§ GIVEN DATA
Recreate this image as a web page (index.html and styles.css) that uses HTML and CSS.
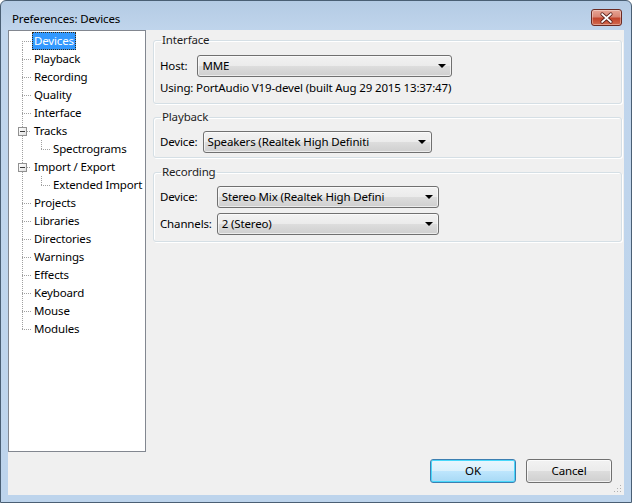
FILE: index.html
```html
<!DOCTYPE html>
<html>
<head>
<meta charset="utf-8">
<link rel="stylesheet" href="styles.css">
</head>
<body>
<div class="window">
  <div class="titlebar">
    <span class="title">Preferences: Devices</span>
    <div class="close">
      <svg width="30" height="16" viewBox="0 0 30 16">
        <path d="M10.5 4 L19.5 12 M19.5 4 L10.5 12" stroke="#5a1f1a" stroke-width="3.6" stroke-linecap="round"/>
        <path d="M10.5 4 L19.5 12 M19.5 4 L10.5 12" stroke="#ffffff" stroke-width="2" stroke-linecap="round"/>
      </svg>
    </div>
  </div>
  <div class="client">
    <div class="tree">
      <ul class="root">
        <li class="item first"><span class="label selected">Devices</span></li>
        <li class="item"><span class="label">Playback</span></li>
        <li class="item"><span class="label">Recording</span></li>
        <li class="item"><span class="label">Quality</span></li>
        <li class="item"><span class="label">Interface</span></li>
        <li class="item parent"><span class="expander"></span><span class="label">Tracks</span>
          <ul class="children">
            <li class="item last"><span class="label">Spectrograms</span></li>
          </ul>
        </li>
        <li class="item parent"><span class="expander"></span><span class="label">Import / Export</span>
          <ul class="children">
            <li class="item last"><span class="label">Extended Import</span></li>
          </ul>
        </li>
        <li class="item"><span class="label">Projects</span></li>
        <li class="item"><span class="label">Libraries</span></li>
        <li class="item"><span class="label">Directories</span></li>
        <li class="item"><span class="label">Warnings</span></li>
        <li class="item"><span class="label">Effects</span></li>
        <li class="item"><span class="label">Keyboard</span></li>
        <li class="item"><span class="label">Mouse</span></li>
        <li class="item last"><span class="label">Modules</span></li>
      </ul>
    </div>
    <div class="panels">
      <fieldset class="group group-interface">
        <legend>Interface</legend>
        <div class="row row-host">
          <span class="field-label">Host:</span>
          <div class="combo combo-host"><span>MME</span><i class="arrow"></i></div>
        </div>
        <div class="info">Using: PortAudio V19-devel (built Aug 29 2015 13:37:47)</div>
      </fieldset>
      <fieldset class="group group-playback">
        <legend>Playback</legend>
        <div class="row row-play">
          <span class="field-label">Device:</span>
          <div class="combo combo-play"><span>Speakers (Realtek High Definiti</span><i class="arrow"></i></div>
        </div>
      </fieldset>
      <fieldset class="group group-recording">
        <legend>Recording</legend>
        <div class="rec-grid">
          <span class="field-label">Device:</span>
          <div class="combo combo-rec"><span>Stereo Mix (Realtek High Defini</span><i class="arrow"></i></div>
          <span class="field-label">Channels:</span>
          <div class="combo combo-rec"><span>2 (Stereo)</span><i class="arrow"></i></div>
        </div>
      </fieldset>
    </div>
    <div class="footer">
      <div class="btn btn-default">OK</div>
      <div class="btn">Cancel</div>
      <div class="grip"></div>
    </div>
  </div>
</div>
</body>
</html>
```
FILE: styles.css
```css
* { box-sizing: border-box; }
html, body { margin: 0; padding: 0; }
body {
  width: 632px;
  height: 503px;
  overflow: hidden;
  font-family: "Noto Sans", "Open Sans", sans-serif;
  font-size: 11.5px;
  letter-spacing: -0.15px;
  color: #000;
  background: #fff;
}
.window {
  width: 632px;
  height: 503px;
  border: 1px solid #4a5f74;
  border-radius: 6px 6px 0 0;
  background: linear-gradient(to bottom, #b4cbe4 0px, #c0d5ec 30px, #bdd4ec 100%);
  display: flex;
  flex-direction: column;
  padding: 0 7px 7px 7px;
}
.titlebar {
  height: 29px;
  flex: none;
  display: flex;
  align-items: flex-start;
  justify-content: space-between;
}
.title {
  margin-top: 10px;
  margin-left: 4px;
  line-height: 16px;
  color: #000;
}
.close {
  margin-top: 8px;
  margin-right: 2px;
  width: 31px;
  height: 17px;
  border: 1px solid #6b2a22;
  border-radius: 3px;
  background: linear-gradient(to bottom, #e8a595 0%, #d98675 45%, #c2442c 55%, #d36b4f 100%);
  box-shadow: inset 0 0 0 1px rgba(255,255,255,0.35);
  display: flex;
  align-items: center;
  justify-content: center;
}
.close svg { display: block; }
.client {
  flex: 1;
  background: #f0f0f0;
  display: grid;
  grid-template-columns: 138px 1fr;
  grid-template-rows: 422px 1fr;
}
/* tree */
.tree {
  grid-row: 1;
  grid-column: 1;
  background: #fff;
  border: 1px solid #828790;
  padding-top: 1px;
  overflow: hidden;
}
.tree ul { list-style: none; margin: 0; padding: 0; }
.tree .item {
  position: relative;
  padding-left: 23px;
  line-height: 18px;
}
.tree .children { margin-left: -4px; }
.tree .item::before {
  content: "";
  position: absolute;
  left: 13px;
  top: 9px;
  width: 9px;
  height: 1px;
  background: repeating-linear-gradient(to right, #a0a0a0 0 1px, transparent 1px 2px);
}
.tree .item::after {
  content: "";
  position: absolute;
  left: 13px;
  top: 0;
  bottom: 0;
  width: 1px;
  background: repeating-linear-gradient(to bottom, #a0a0a0 0 1px, transparent 1px 2px);
}
.tree .item.first::after { top: 9px; }
.tree .item.last::after { bottom: auto; height: 10px; }
.tree .label {
  display: inline-block;
  height: 18px;
  padding: 0 2px;
  white-space: nowrap;
}
.tree .label.selected {
  background: #3399ff;
  color: #fff;
  outline: 1px dotted #3a2a10;
  outline-offset: -1px;
}
.tree .expander {
  position: absolute;
  left: 9px;
  top: 5px;
  width: 9px;
  height: 9px;
  border: 1px solid #919191;
  background: linear-gradient(to bottom right, #ffffff 0%, #e0e0e0 100%);
  z-index: 2;
}
.tree .expander::after {
  content: "";
  position: absolute;
  left: 1px;
  top: 3px;
  width: 5px;
  height: 1px;
  background: #3a3a3a;
}
.tree .parent::before { left: 18px; width: 4px; }
/* panels */
.panels {
  grid-row: 1;
  grid-column: 2;
  padding: 2px 2px 0 7px;
  display: flex;
  flex-direction: column;
}
.group {
  margin: 0;
  border: 1px solid #d5dfe5;
  border-radius: 3px;
  box-shadow: inset 1px 1px 0 #fff, 1px 1px 0 #fff;
  padding: 0 6px 0 6px;
  min-width: 0;
}
.group legend {
  padding: 0 1px 0 1px;
  margin-left: 1px;
  line-height: 16px;
  color: #1e1e1e;
}
.row {
  display: flex;
  align-items: center;
}
.field-label { white-space: nowrap; line-height: 16px; }
.combo {
  position: relative;
  height: 22px;
  border: 1px solid #707070;
  border-radius: 3px;
  background: linear-gradient(to bottom, #f2f2f2 0%, #ebebeb 50%, #dddddd 50%, #cfcfcf 100%);
  box-shadow: inset 0 0 0 1px rgba(255,255,255,0.6);
  padding-left: 4px;
  line-height: 20px;
  white-space: nowrap;
  overflow: hidden;
}
.combo .arrow {
  position: absolute;
  right: 5px;
  top: 8px;
  width: 0;
  height: 0;
  border-left: 4px solid transparent;
  border-right: 4px solid transparent;
  border-top: 4px solid #000;
}
.group-interface { padding-bottom: 7px; }
.row-host { margin-top: 7px; gap: 10px; }
.combo-host { width: 255px; }
.info { margin-top: 3px; line-height: 16px; }
.group-playback { margin-top: 5px; padding-bottom: 4px; }
.row-play { margin-top: 6px; gap: 5px; }
.combo-play { width: 229px; }
.group-recording { margin-top: 6px; padding-bottom: 6px; }
.rec-grid {
  margin-top: 6px;
  display: grid;
  grid-template-columns: auto 222px;
  justify-content: start;
  column-gap: 5px;
  row-gap: 5px;
  align-items: center;
}
/* footer */
.footer {
  grid-row: 2;
  grid-column: 1 / span 2;
  display: flex;
  justify-content: flex-end;
  align-items: flex-start;
  padding: 7px 12px 0 0;
  gap: 10px;
  position: relative;
}
.btn {
  width: 86px;
  height: 24px;
  border: 1px solid #707070;
  border-radius: 3px;
  background: linear-gradient(to bottom, #f2f2f2 0%, #ebebeb 50%, #dddddd 50%, #cfcfcf 100%);
  box-shadow: inset 0 0 0 1px rgba(255,255,255,0.7);
  text-align: center;
  line-height: 22px;
}
.btn-default {
  border-color: #3c7fb1;
  box-shadow: inset 0 0 0 1px #48d8fb;
  background: linear-gradient(to bottom, #eaf6fd 0%, #d9f0fc 50%, #bee6fd 50%, #a7d9f5 100%);
}
.grip {
  position: absolute;
  right: 3px;
  bottom: 3px;
  width: 8px;
  height: 8px;
  background:
    radial-gradient(circle, #b0b0b0 0.7px, transparent 0.8px) 0 0 / 3px 3px;
  clip-path: polygon(100% 0, 100% 100%, 0 100%);
}
```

§ SHORT TASK
State, as a bare number, how many lines of the listing hold the word "styles".

§ SOLUTION TO THIS PROBLEM
3